The aforesaid data provides investors with information included in financial reports and affecting them, as well as information regarding the decision making process in the company, considerations taken into account while approving the compensation and the connection between the aforesaid considerations, company’s financial situation and the senior officer’s contribution.
Another amendment approved by the Financial Committee, relates to immediate and annual reports concerning transactions between the company and its controlling shareholder. However, lately, a number of companies have classified significant transactions as regular transactions and did not submit immediate reports on this matter. Classification of transactions as regular or irregular affects their approval process. Immediate reports allow examining company’s considerations for classifying a transaction in real time.
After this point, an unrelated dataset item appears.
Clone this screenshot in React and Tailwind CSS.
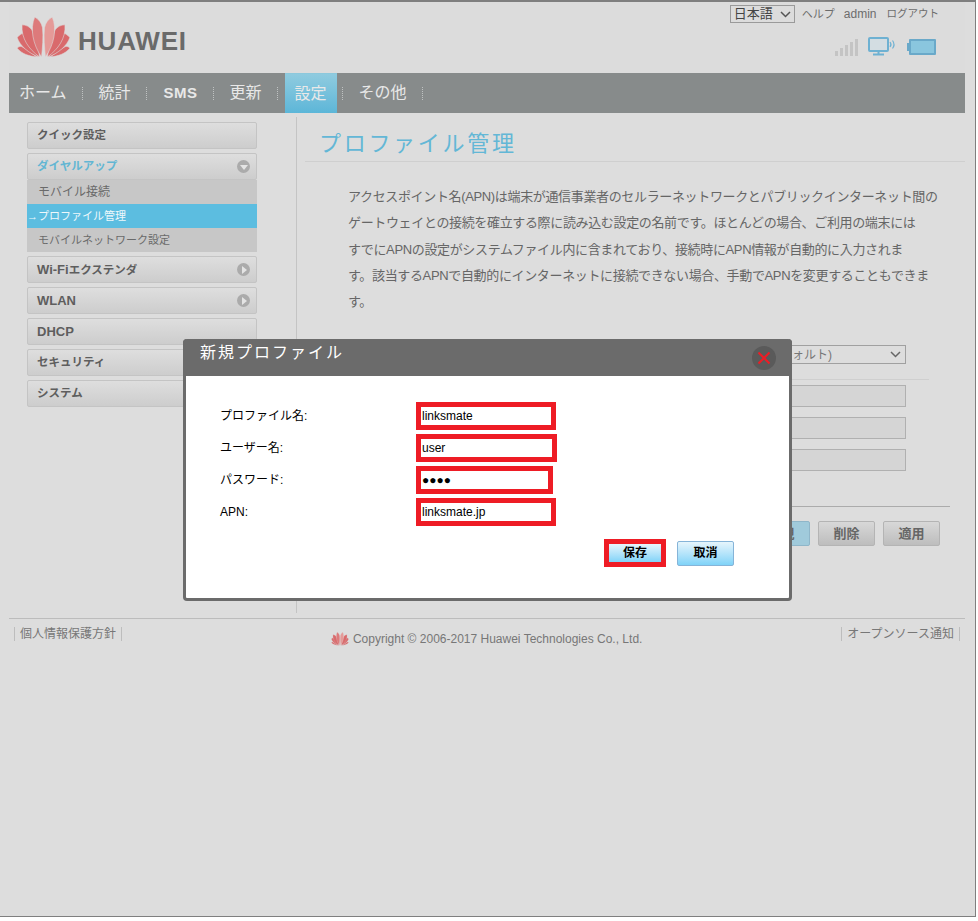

Another amendment widens the scope of disclosure provided in annual financial statements and in prospectuses, regarding all transaction with controlling shareholders. Up until now, companies had to provide description of transaction that weren’t part of their regular business activities in prospectuses, thus avoiding describing irregular transactions (due to their size or commercial terms) as well as regular once which when compiled turned out to be worth millions of NIS.
The amendment also equates disclosure requirements pertaining to annual reports and prospectuses, thus providing investors with an opportunity to get an overview of all annual transactions with controlling shareholders and others with personal interest in them.